On the web, China Backpacker was a useful site.

From China, I travelled via Mongolia and Russia through to Moscow, for which I used the Trailblazer Trans-Siberian Handbook, which I will cover in the Trailblazer section.

Next up on my travels was South America, for which I used the Rough Guide To South America (which appears to have been superseded by the Rough Guide to South America On A Budget).  South America has just over half the land area of Africa yet has less than a quarter of the number of countries.  And unlike most other parts of the world (especially tourist areas), where you can get by in English, you really do need to know some Spanish if you intend doing any travelling in South America.  With most of the countries on the continent speaking Spanish, you also get good bang for your buck if you learn the language, compared with (say) Southeast Asia where trying to learn some Thai, Vietnamese, Khmer, etc would be quite taxing (for Westerners, at least) and of limited applicability.

I only travelled in Argentina, Chile, Bolivia, Peru, Ecuador, and Colombia (my few hours to see the Brazilian side of Iguazu don't count), and in the main tourist destinations there was no shortage of decent information from hostels and tourist information offices.  However I was glad of the guidebook when I was slightly off the tourist trail, as sometimes there was no other source of information, or I simply could not understand the Spanish that helpful people were addressing to me!
 
                                          


Eyewitness (published by Dorling Kindersley)
The Eyewitness series of guidebooks is gorgeous but in general they are hopeless as a traveller's companion, due primarily to their emphasis on pictures at the expense of more practical information (the Top 10 city guides in the range are an exception).  Their accommodation and restaurant recommendations are generally high-end.

As pre-trip inspiration, though, they are unparalleled.  Their main selling point is the dozens of detailed, 3D drawings of sites within the particular country of interest, which no other guidebooks offer.  (This also adds to their weight - another reason you probably wouldn't choose to travel with one.)  I certainly found that the Eyewitness India and Eyewitness Australia titles got the excitement mounting in advance of my trips to those two countries.
 
                                           


Trailblazer
I've been really impressed by the couple of Trailblazer guides that I've used, though the range only consists of about 50 books, most of which are geared more towards hiking, walking, or rail travel, rather than general country information.  The first that I used (though it was a companion's, rather than my own) was the South-East Asia guide, which is sadly no longer in print.  This had the unique feature that it was based entirely around maps, of umpteen towns and cities - more than any other guidebook.  Obviously this resulted in savings having to be made elsewhere, in particular that text-based information was greatly reduced, but this was by no means a major inconvenience.  The maps would include, for example, indications of which parts of a town were best for budget accommodation, with maybe 1 or 2 specific examples max, and that general info is often as much as you need.  I don't know why this book was never updated (or why the idea wasn't expanded to other areas) - I can only assume that what struck me as being the perfect model for a guidebook didn't appeal to anyone else!  (The current price on Amazon is about £28, which is clearly excessive, but if you can pick it up in a second-hand store for a couple of quid then it would be worth checking out.)

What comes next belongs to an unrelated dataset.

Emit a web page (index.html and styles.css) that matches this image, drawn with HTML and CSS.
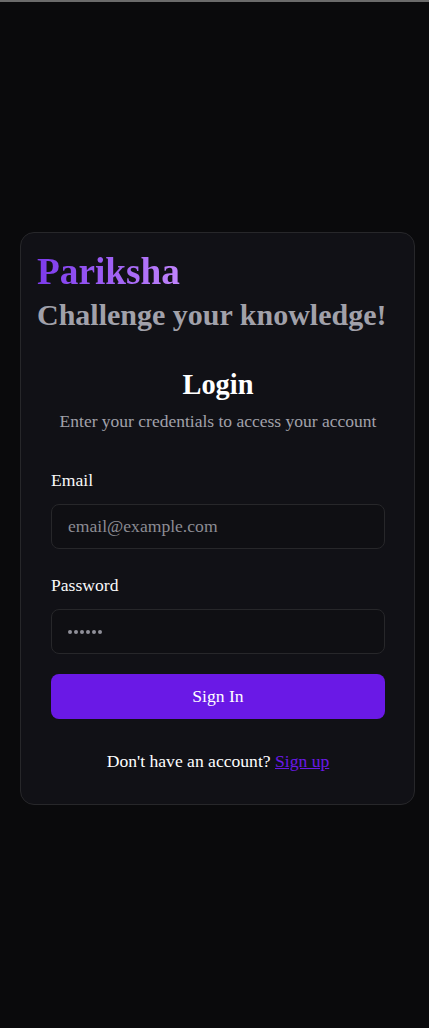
FILE: index.html
```html
<!DOCTYPE html>
<html lang="en">
<head>
<meta charset="utf-8">
<title>Pariksha - Login</title>
<link rel="stylesheet" href="styles.css">
</head>
<body>
<div class="topline"></div>
<main class="page">
  <section class="card">
    <div class="brand">
      <h1 class="brand-name">Pariksha</h1>
      <h2 class="brand-tag">Challenge your knowledge!</h2>
    </div>
    <div class="login">
      <div class="login-head">
        <h3 class="login-title">Login</h3>
        <p class="login-sub">Enter your credentials to access your account</p>
      </div>
      <form class="form">
        <div class="fields">
          <div class="field">
            <label class="label" for="email">Email</label>
            <input class="input" id="email" type="email" placeholder="email@example.com">
          </div>
          <div class="field">
            <label class="label" for="pw">Password</label>
            <div class="input pw" id="pw"><span class="dots"><i></i><i></i><i></i><i></i><i></i><i></i></span></div>
          </div>
        </div>
        <button class="btn" type="button">Sign In</button>
      </form>
      <p class="footer">Don't have an account? <a href="#" class="link">Sign up</a></p>
    </div>
  </section>
</main>
</body>
</html>
```
FILE: styles.css
```css
* { box-sizing: border-box; }
html, body { margin: 0; padding: 0; }
body {
  background: #0a0a0c;
  font-family: "Liberation Serif", "Times New Roman", serif;
  color: #fafafa;
  min-height: 1028px;
}
.topline { height: 2px; background: #6b6b6b; }
.page {
  min-height: 1026px;
  display: flex;
  align-items: center;
  justify-content: flex-start;
  padding: 7px 0 0 20px;
}
.card {
  width: 395px;
  background: #111116;
  border: 1px solid #27272a;
  border-radius: 14px;
  padding: 17px 0 32px 0;
}
.brand { padding: 0 16px; }
.brand-name {
  margin: 0;
  font-size: 37.3px;
  line-height: 43px;
  font-weight: 700;
  background: linear-gradient(90deg, #7c3aed, #c084fc);
  -webkit-background-clip: text;
  background-clip: text;
  color: transparent;
  display: inline-block;
}
.brand-tag {
  margin: 0;
  font-size: 30px;
  line-height: 44px;
  font-weight: 700;
  color: #a1a1aa;
}
.login { padding: 0 29px 0 30px; }
.login-head { text-align: center; padding-top: 31px; }
.login-title {
  margin: 0;
  font-size: 28.4px;
  line-height: 34px;
  font-weight: 700;
  color: #ffffff;
}
.login-sub {
  margin: 7px 0 0;
  font-size: 17.5px;
  line-height: 24px;
  color: #a1a1aa;
}
.form { display: flex; flex-direction: column; gap: 20px; margin-top: 37px; }
.fields { display: flex; flex-direction: column; gap: 26px; }
.field { display: flex; flex-direction: column; gap: 14px; }
.label { font-size: 17.6px; line-height: 20px; color: #fafafa; }
.input {
  height: 45px;
  width: 100%;
  background: #0f0f13;
  border: 1px solid #27272a;
  border-radius: 8px;
  padding: 0 16px;
  font-family: inherit;
  font-size: 17.6px;
  color: #fafafa;
  outline: none;
}
.input::placeholder { color: #8c8c94; }
.pw { display: flex; align-items: center; }
.dots { display: flex; gap: 2px; }
.dots i { width: 4px; height: 4px; border-radius: 50%; background: #8f8f99; display: block; }
.btn {
  height: 45px;
  width: 100%;
  border: none;
  border-radius: 8px;
  background: #6a19e6;
  color: #ffffff;
  font-family: inherit;
  font-size: 17.6px;
}
.footer {
  margin: 31px 0 0;
  text-align: center;
  font-size: 17.6px;
  line-height: 22px;
  color: #ffffff;
}
.link { color: #6a19e6; text-decoration: underline; }
```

The other title in the range that I used was the Trans-Siberian Handbook, for my journey from Beijing to Moscow, during which I stopped off in Ulan Bator in Mongolia, and Irkutsk, Krasnoyarsk, and Yekaterinburg in Russia.  I found the kilometre-by-kilometre section of the book to be fascinating, filled as it was with information about the route that could be correlated to the kilometre markers visible by the side of the track.  The guide also contains sections about each of the cities that you might stop off at en route, but these sections are, of course, nothing like as comprehensive as a dedicated guidebook (Moscow in particular has a lot more to offer than what's covered).  However the book is more aimed at conveying the joy of the train journey, and it accomplishes that aim extremely well.  It seems to be quite common for travellers to do the Trans-Siberian between Moscow and Beijing without stopping - I would certainly recommend stopping off at least once, partly because Russia is a fascinating country to visit (albeit expensive), and partly because going without a shower for a week is a novelty that doesn't need to be experienced voluntarily.


  
Bradt
I don't actually own ANY of the Bradt series, but I borrowed one from another traveller and was impressed by the content.  Bradt guides are renowned for their local detail, and the range includes several books about countries for which no other guide exists - which is why I was happy to get my hands on a copy of their Sudan title (the Sudan section of the Lonely Planet Africa wasn't long).  I hadn't bothered with individual guidebooks for each country on my Cairo-to-Cape journey because of i) the weight, and ii) only intending being in each country for about 3 weeks, but this would have been the (only) one to get for Sudan.  I would have bought the Madagascar title but I was in South Africa before leaving for Madagascar, and books in South Africa cost a fortune.


Other guides
I took the BUG guide to Australia with me but it is pretty much just a list of hostels and ratings - you'll find much more recent information on the web, not to mention from other travellers, so it's not worth bothering with, especially as Internet access is readily available all over Australia.

Not so much a guidebook, more a reference work, Ancient Angkor gives an unbeatable, detailed description of the various temples in the Angkor area, including history, maps, interpretations, and numerous photos of these awesome buildings (truly a wonder of the world).  If possible, wait until you get to Cambodia before you buy it (should be less than $5 from a street vendor), then spend a few days reading it before you visit Angkor.



I have used a few other guides in the past, but they were all in the context of holidays where I went to one place and stayed in one hotel, rather than for a period of independent travel, so I won't be mentioning them here.  The thing to remember with ANY guidebook though is that it should be complementing your trip, not dictating it.